Builders urge Congress to ease housing affordability crisis

More than 700 builders, remodelers and associates engaged in all facets of residential construction marched on Capitol Hill on June 7 to call on Congress to take steps to ease the nation’s housing affordability crisis and make housing and homeownership a national priority.

“From coast to coast, members of the housing community have come to Washington for the National Association of Home Builders (NAHB) 2023 Legislative Conference to deliver a simple message to lawmakers: ‘As housing goes, so goes the economy,’” NAHB Chairman Alicia Huey, a custom home builder and developer from Birmingham, Alabama, said in a news release.

With a nationwide shortage of 1.5 million housing units, Ms. Huey said “building more homes is the only way to tame inflation, satisfy unmet demand, achieve a healthy supply-demand balance in the for-sale and rental markets, and ease the nation’s housing affordability crisis.”

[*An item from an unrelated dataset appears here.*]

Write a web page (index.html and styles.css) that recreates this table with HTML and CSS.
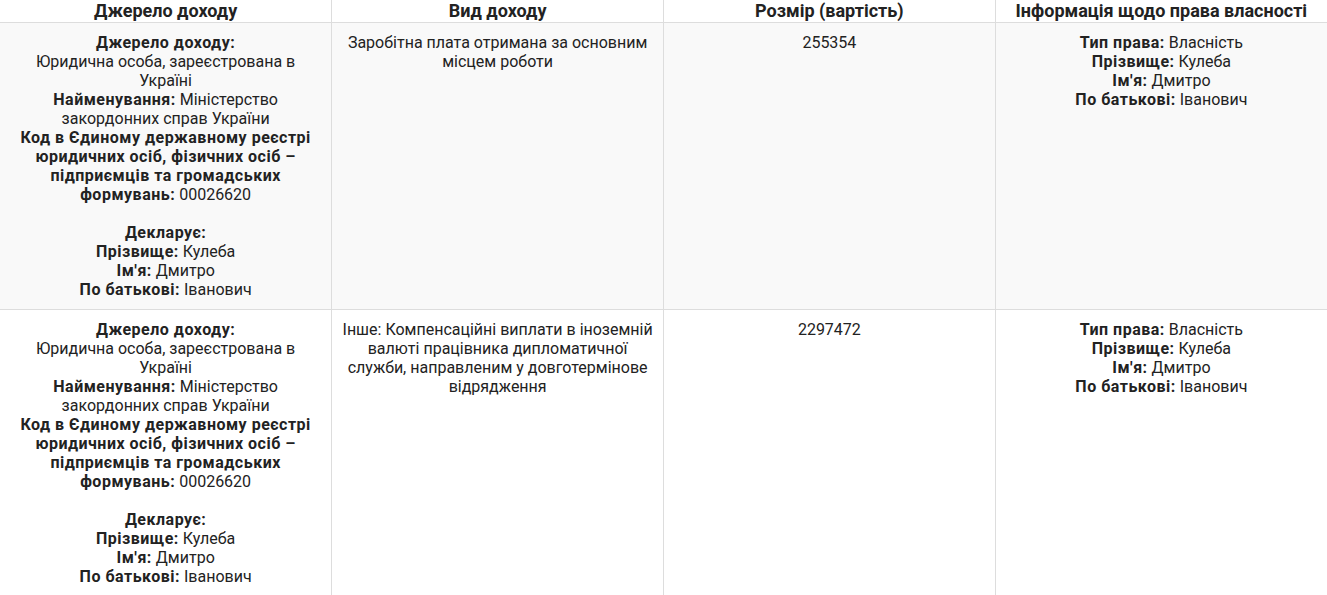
FILE: index.html
```html
<!DOCTYPE html>
<html lang="uk">

<head>
    <meta charset="UTF-8">
    <meta name="viewport" content="width=device-width, initial-scale=1.0">
    <title>Доходи</title>
    <link rel="stylesheet" href="styles.css">
</head>

<body>
    <table class="income-table">
        <thead>
            <tr>
                <th>Джерело доходу</th>
                <th>Вид доходу</th>
                <th>Розмір (вартість)</th>
                <th>Інформація щодо права власності</th>
            </tr>
        </thead>
        <tbody>
            <tr class="odd">
                <td>
                    <strong>Джерело доходу:</strong><br>
                    Юридична особа, зареєстрована в Україні<br>
                    <strong>Найменування:</strong> Міністерство закордонних справ України<br>
                    <strong>Код в Єдиному державному реєстрі юридичних осіб, фізичних осіб – підприємців та громадських формувань:</strong> 00026620<br>
                    <br>
                    <strong>Декларує:</strong><br>
                    <strong>Прізвище:</strong> Кулеба<br>
                    <strong>Ім'я:</strong> Дмитро<br>
                    <strong>По батькові:</strong> Іванович
                </td>
                <td>Заробітна плата отримана за основним місцем роботи</td>
                <td>255354</td>
                <td>
                    <strong>Тип права:</strong> Власність<br>
                    <strong>Прізвище:</strong> Кулеба<br>
                    <strong>Ім'я:</strong> Дмитро<br>
                    <strong>По батькові:</strong> Іванович
                </td>
            </tr>
            <tr>
                <td>
                    <strong>Джерело доходу:</strong><br>
                    Юридична особа, зареєстрована в Україні<br>
                    <strong>Найменування:</strong> Міністерство закордонних справ України<br>
                    <strong>Код в Єдиному державному реєстрі юридичних осіб, фізичних осіб – підприємців та громадських формувань:</strong> 00026620<br>
                    <br>
                    <strong>Декларує:</strong><br>
                    <strong>Прізвище:</strong> Кулеба<br>
                    <strong>Ім'я:</strong> Дмитро<br>
                    <strong>По батькові:</strong> Іванович
                </td>
                <td>Інше: Компенсаційні виплати в іноземній валюті працівника дипломатичної служби, направленим у довготермінове відрядження</td>
                <td>2297472</td>
                <td>
                    <strong>Тип права:</strong> Власність<br>
                    <strong>Прізвище:</strong> Кулеба<br>
                    <strong>Ім'я:</strong> Дмитро<br>
                    <strong>По батькові:</strong> Іванович
                </td>
            </tr>
        </tbody>
    </table>
</body>

</html>
```

FILE: styles.css
```css
body {
    margin: 0;
    font-family: Roboto, "Liberation Sans", Arial, sans-serif;
    font-size: 16px;
    line-height: 19px;
    color: #222;
    background: #fff;
}

.income-table {
    width: 100%;
    border-collapse: collapse;
    table-layout: fixed;
}

.income-table th,
.income-table td {
    text-align: center;
    vertical-align: top;
    border-left: 1px solid #ddd;
}

.income-table th:first-child,
.income-table td:first-child {
    border-left: none;
}

.income-table th {
    font-size: 18px;
    line-height: 21px;
    font-weight: bold;
    padding: 0 8px 1px;
    border-bottom: 1px solid #ddd;
}

.income-table td {
    padding: 10px;
    border-bottom: 1px solid #ddd;
}

.income-table tr.odd td {
    background: #f9f9f9;
}

.income-table td strong {
    font-weight: bold;
    letter-spacing: 0.5px;
}
```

Goals for residential construction issues in Congress

In more than 250 individual meetings with representatives and senators, housing advocates urged lawmakers to act on these three issues to help keep housing affordable and spur the production of attainable housing:

  • Transformers. A shortage of distribution transformers is delaying housing projects across the nation. The cost of transformers has soared by more than 70% over the past three years. NAHB is urging Congress to utilize the Defense Production Act to boost output at existing facilities to address the growing supply chain crisis for distribution transformers, and oppose efforts by the Department of Energy to increase the energy conservation standards for the production of distribution transformers because it will severely exacerbate the supply shortage.
  • Energy codes. The NAHB is urging the Senate to introduce and advance legislation which includes the provision in House-passed bill H.R. 1 that would repeal $1 billion in grants provided to state and local governments to adopt updated energy codes that are more costly and restrictive. Forcing the adoption of more stringent energy codes to qualify for these grants will exacerbate the housing affordability crisis and limit energy choices for consumers.
  • Workforce development funding. There is a shortage of more than 400,000 workers in the construction industry, which is resulting in housing construction delays and higher home building costs. The NAHB is urging Congress to reauthorize the Workplace Innovation and Opportunity Act to help meet the residential construction industry’s workforce needs and to fully fund the Job Corps program.

Rep. Bruce Westerman, R-AR, chairman of the Committee on Natural Resources and the only forester in Congress, spoke to NAHB members before they met with other lawmakers and said America needs to get its forests healthy and boost domestic production.

“We should be doing everything we can to build more mills out west,” Mr. Westerman said. “We are the world’s largest importer of wood.”

Mr. Westerman added that housing is critical to the U.S. economy and fundamental to the health of society.